Ese ciudadano occidental, genuino representante de una clase media venida a menos, comenzaba a alzar la voz, pero el ruido de la fiesta era ensordecedor: el poder de seducción del creciente poderío asiático y la reducción de la pobreza a escala planetaria podían más que el también reciente y creciente aumento de la desigualdad. Aquí y en China. Muchos abrazaron el silogismo de Deng: “No todo el mundo se puede enriquecer a la vez”.
Y en estas, el sector financiero con la ayuda de propios y extraños (autoridades bancarias que no controlaron riesgos, políticos que desmontaron muros de contención en el control de capitales, así como empresas y ciudadanos que decidieron apostar en un casino que no conocían ni podían controlar) implosionó.

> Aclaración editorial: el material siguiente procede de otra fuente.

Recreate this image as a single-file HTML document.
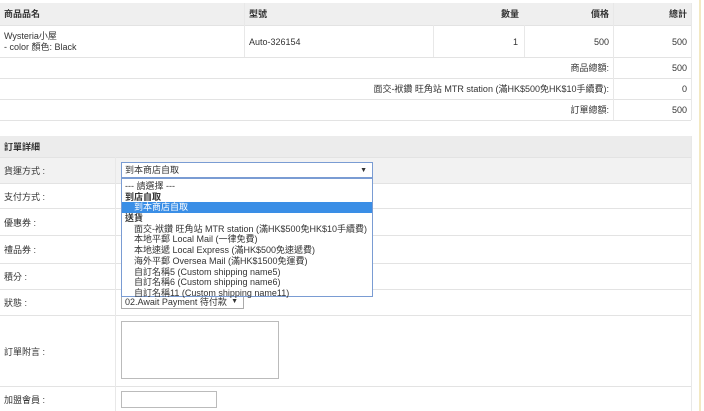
<!DOCTYPE html>
<html><head><meta charset="utf-8"><style>
*{margin:0;padding:0;box-sizing:border-box}
body{width:704px;height:411px;background:#fff;font-family:"Liberation Sans","Noto Sans CJK TC",sans-serif;font-size:9px;line-height:11px;color:#333;position:relative;overflow:hidden}
.a{position:absolute;white-space:nowrap}
.bg{position:absolute;background:#efefef}
.hl{position:absolute;height:1px;background:#e3e3e3}
.vl{position:absolute;width:1px;background:#e8e8e8}
.b{font-weight:bold}
.r{text-align:right}
.dd div{height:10.7px;line-height:11px;white-space:nowrap}
.ar{position:absolute;right:5px;top:3px;font-size:7px;line-height:10px}
</style></head><body>
<div class="a" style="left:699px;top:0;width:2px;height:411px;background:#f3e9c3"></div>
<!-- top table -->
<div class="bg" style="left:0;top:3px;width:691px;height:22px"></div>
<div class="hl" style="left:0;top:25px;width:691px"></div>
<div class="hl" style="left:0;top:57px;width:691px"></div>
<div class="hl" style="left:0;top:78px;width:691px"></div>
<div class="hl" style="left:0;top:99px;width:691px"></div>
<div class="hl" style="left:0;top:120px;width:691px"></div>
<div class="vl" style="left:244px;top:3px;height:54px"></div>
<div class="vl" style="left:433px;top:25px;height:32px"></div>
<div class="vl" style="left:524px;top:25px;height:32px"></div>
<div class="vl" style="left:613px;top:3px;height:117px"></div>
<div class="vl" style="left:691px;top:3px;height:117px"></div>
<div class="a b" style="left:4px;top:9px">商品品名</div>
<div class="a b" style="left:249px;top:9px">型號</div>
<div class="a b r" style="left:440px;top:9px;width:79px">數量</div>
<div class="a b r" style="left:530px;top:9px;width:79px">價格</div>
<div class="a b r" style="left:610px;top:9px;width:77px">總計</div>
<div class="a" style="left:4px;top:31px;line-height:11px">Wysteria小屋<br>- color 顏色: Black</div>
<div class="a" style="left:249px;top:37px">Auto-326154</div>
<div class="a r" style="left:440px;top:37px;width:78px">1</div>
<div class="a r" style="left:530px;top:37px;width:79px">500</div>
<div class="a r" style="left:610px;top:37px;width:77px">500</div>
<div class="a r" style="left:200px;top:63px;width:409px">商品總額:</div>
<div class="a r" style="left:610px;top:63px;width:77px">500</div>
<div class="a r" style="left:200px;top:84px;width:409px">面交-袱鑽 旺角站 MTR station (滿HK$500免HK$10手續費):</div>
<div class="a r" style="left:610px;top:84px;width:77px">0</div>
<div class="a r" style="left:200px;top:105px;width:409px">訂單總額:</div>
<div class="a r" style="left:610px;top:105px;width:77px">500</div>
<!-- bottom table -->
<div class="bg" style="left:0;top:136px;width:691px;height:21px;background:#ececec"></div>
<div class="bg" style="left:0;top:157px;width:691px;height:26px;background:#f2f2f2"></div>
<div class="hl" style="left:0;top:157px;width:691px"></div>
<div class="hl" style="left:0;top:183px;width:691px"></div>
<div class="hl" style="left:0;top:208px;width:691px"></div>
<div class="hl" style="left:0;top:235px;width:691px"></div>
<div class="hl" style="left:0;top:263px;width:691px"></div>
<div class="hl" style="left:0;top:289px;width:691px"></div>
<div class="hl" style="left:0;top:315px;width:691px"></div>
<div class="hl" style="left:0;top:386px;width:691px"></div>
<div class="vl" style="left:115px;top:157px;height:254px"></div>
<div class="vl" style="left:691px;top:136px;height:275px"></div>
<div class="a b" style="left:4px;top:142px">訂單詳細</div>
<div class="a" style="left:4px;top:166px">貨運方式 :</div>
<div class="a" style="left:4px;top:192px">支付方式 :</div>
<div class="a" style="left:4px;top:218px">優惠券 :</div>
<div class="a" style="left:4px;top:245px">禮品券 :</div>
<div class="a" style="left:4px;top:272px">積分 :</div>
<div class="a" style="left:4px;top:298px">狀態 :</div>
<div class="a" style="left:4px;top:347px">訂單附言 :</div>
<div class="a" style="left:4px;top:395px">加盟會員 :</div>
<!-- status select -->
<div class="a" style="left:121px;top:294px;width:123px;height:15px;border:1px solid #aaa;background:#fff;padding:0 3px;line-height:14px">02.Await Payment 待付款<span class="ar" style="top:2px">▼</span></div>
<div class="a" style="left:121px;top:321px;width:158px;height:58px;border:1px solid #bbb"></div>
<div class="a" style="left:121px;top:391px;width:96px;height:17px;border:1px solid #bbb"></div>
<!-- shipping select -->
<div class="a" style="left:121px;top:162px;width:252px;height:16px;border:1px solid #7a9cd3;background:#fff;padding:0 3px;line-height:15px">到本商店自取<span class="ar">▼</span></div>
<div class="a dd" style="left:121px;top:178px;width:252px;height:119px;border:1px solid #7a9cd3;background:#fff;padding-top:2px">
<div style="padding-left:3px">--- 請選擇 ---</div>
<div class="b" style="padding-left:3px">到店自取</div>
<div style="padding-left:12px;background:#3a8ee6;color:#fff">到本商店自取</div>
<div class="b" style="padding-left:3px">送貨</div>
<div style="padding-left:12px">面交-袱鑽 旺角站 MTR station (滿HK$500免HK$10手續費)</div>
<div style="padding-left:12px">本地平郵 Local Mail (一律免費)</div>
<div style="padding-left:12px">本地速遞 Local Express (滿HK$500免速遞費)</div>
<div style="padding-left:12px">海外平郵 Oversea Mail (滿HK$1500免運費)</div>
<div style="padding-left:12px">自訂名稱5 (Custom shipping name5)</div>
<div style="padding-left:12px">自訂名稱6 (Custom shipping name6)</div>
<div style="padding-left:12px">自訂名稱11 (Custom shipping name11)</div>
</div>
</body></html>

La alarma saltó en agosto de 2007 cuando, por primera vez, las subprime saltaron a las portadas de la prensa y, tras ese verano de vértigo y un año de inquietud y cierta parálisis, la hecatombe emergió.
Tras el naufragio, el resultado actual: aumento de la ira en Occidente, de la falta de liderazgo, de sociedades fragmentadas y sumamente irritadas, de generaciones perdidas y de estilos de gobiernos autoritarios y sectarios (desde Xi, a Erdogan, Putin, Johnson o Trump) que distan mucho de lo que aquella noche, en Berlín, un 9 de noviembre de 1989, muchos quisieron ver: un mundo mejor y más libre.
Han pasado 30 años y, con la perspectiva que da el paso del tiempo, bien puede decirse que aquella inusitada y desbordante alegría de unos ciudadanos que vivieron en un gigante sistema decadente e ineficiente y que saltaron el muro hastiados y decepcionados, asistieron al pistoletazo de salida de un mundo que se aceleró.
Con la rápida transformación de economías antaño marginadas, con el impacto de las nuevas tecnologías, con las energías de nuevos ricos y con los miedos e iras de insospechados perdedores, en el mundo de hoy quedan pocos muros, aunque los hay que dicen estar dispuestos a levantar alguno nuevo para ganar la tranquilidad perdida.